Kratochvil
Antonin Kratochvil, from In God's Country
The current issue of Dispatches - the online version - has an excerpt from a photo essay by Antonin Kratochvil entitled In God’s Country. It’s a series of pictures of America and Americans that is interesting in two respects. The first is its resemblance to Robert Frank’s The Americans. The second is how far short of that standard it falls.
For those, like me, who think The Americans is the definitive portrait so far of this country and its people, it won’t be a big surprise that Kratochvil revisits so many of Frank’s themes, from cowboys to religion to the open road. Still, no matter how salient those themes are to our national character, you might have thought that other themes would have emerged in the 50 years since Frank published The Americans that could at least hold their own in our iconography. If so, they're not much in evidence here.

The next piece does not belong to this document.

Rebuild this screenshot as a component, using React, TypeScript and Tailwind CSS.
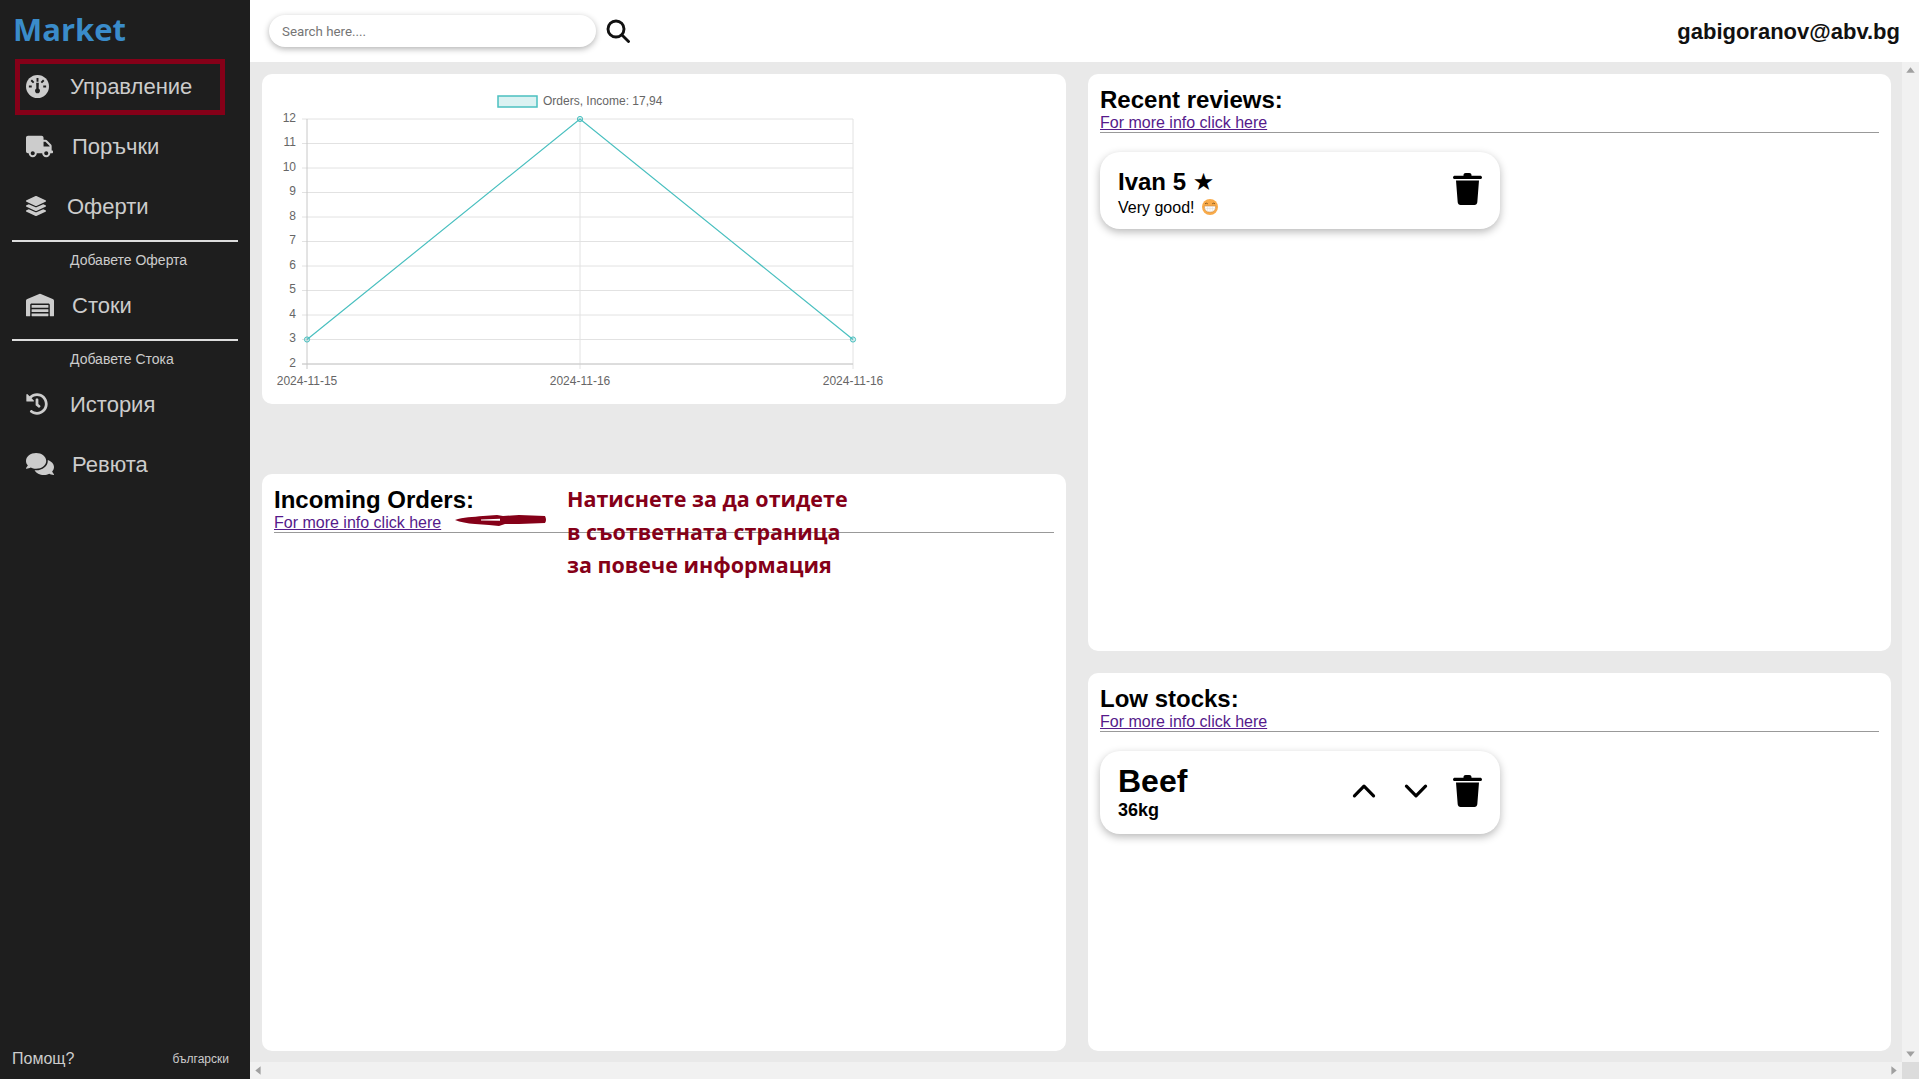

What’s most striking, in fact, is how difficult it apparently is, subject matter aside, even to approach Frank’s achievement. Kratochvil is a talented photographer (if, as evidenced by his recent work for Ray Ban, a little glib). And these are pretty nice pictures. But in comparison to The Americans, a comparison that Kratochvil has clearly invited, they are superficial and derivative. So is it possible that Frank so completely exhausted his themes that any attempt to recapitulate them is futile? Or is it just that Kratochvil doesn’t get it done here?
I can’t say; you might want to have a look for yourself. But the fact that one of the few pictures in the series that is not borrowed from Frank - the hotel-room television - is instead borrowed from Lee Friedlander inclines me to put the blame on Kratochvil. Still, an interesting question remains: Who, 50 years on, might take up where Frank left off? Because there's no question that this country needs its picture taken, if only to help us see it as it is.